Balkanabat Sports Complex
- Interactive map of Balkanabat Sports Complex
- Full name: Balkanabat sport toplumy
- Location: Balkanabat, Balkan Region, Turkmenistan
- Coordinates: 39°32′39″N 54°20′58″E﻿ / ﻿39.544205°N 54.349546°E
- Owner: Balkanabat city Administration
- Capacity: 10,000
- Surface: Grass

Construction
- Opened: 14.10.2009
- Cost: 20 million USD
- General contractor: Özaylar Inşaat

Tenant
- Nebitçi FT (2009-nowadays)

= Sport toplumy (Balkanabat) =

Multi-purpose stadium in Balkanabat, Turkmenistan

The Balkanabat Sports Complex or Sport Toplumy Stadium is a multi-purpose stadium in Balkanabat, Turkmenistan. It is currently used mostly for football matches and serves as the home for Nebitçi FT. The stadium holds 10,000 people. It is located near the Balkanabat Health Trail, in close proximity to the ridge of the Uly Balkan.

== History ==
The sports complex opened on 14 October 2009. Construction works carried out by Turkish company Özaylar Inşaat on request Ministry of Sports of Turkmenistan. The project cost $20 million.

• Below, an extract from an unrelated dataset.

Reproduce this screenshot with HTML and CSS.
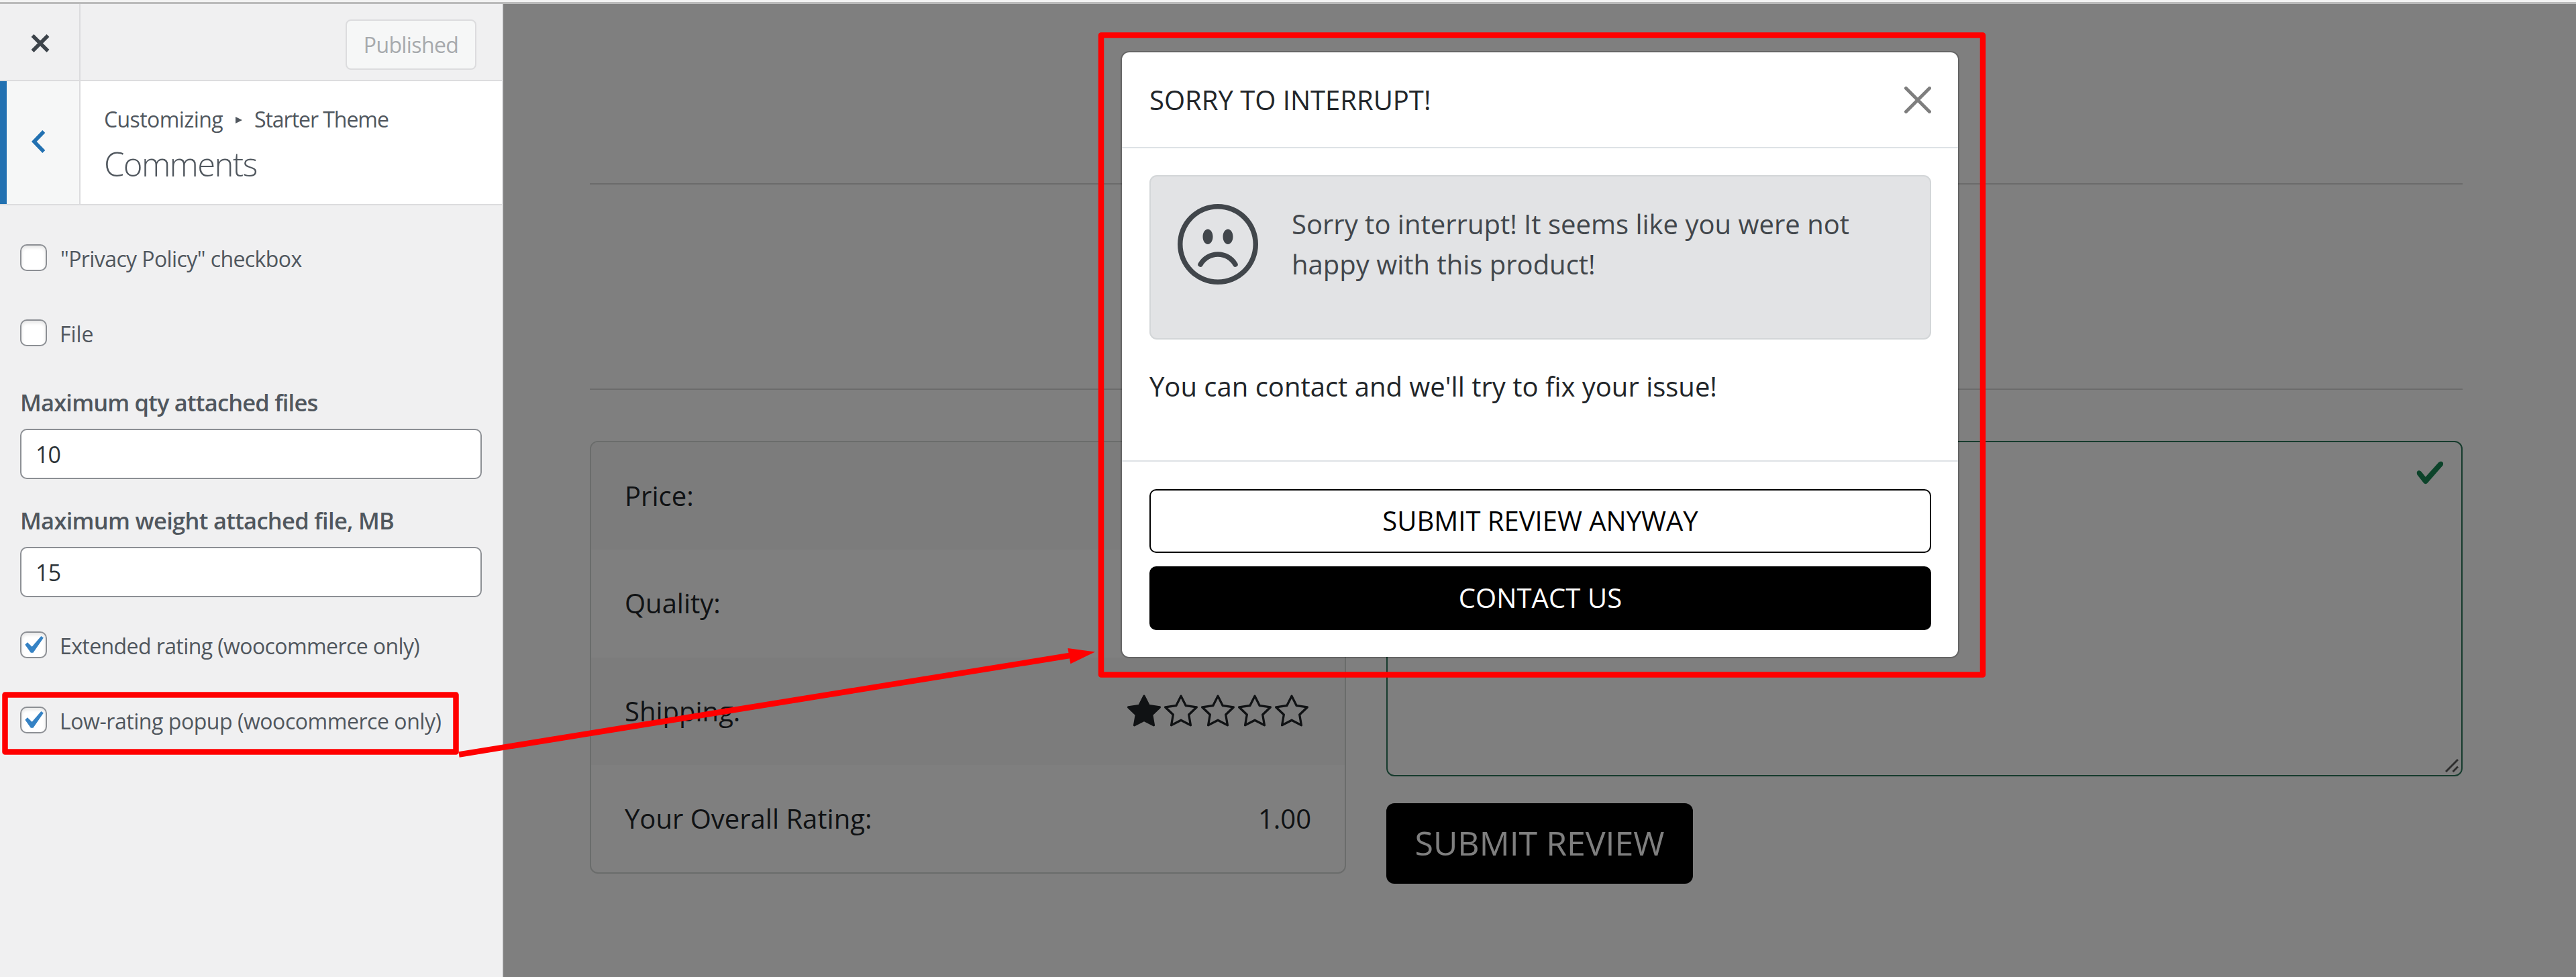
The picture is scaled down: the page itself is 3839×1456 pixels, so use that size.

The sports complex includes a stadium for 10,000 spectators, sports facilities for volleyball, basketball, boxing, wrestling, mini-football, tennis. There is a fitness center with gym, swimming pool, a small hotel with 50 rooms. Parking areas for vehicles are arranged around the stadium.

== Events ==
On 4 December 2024, the 2024 Turkmenistan Super Cup final was hosted in the stadium.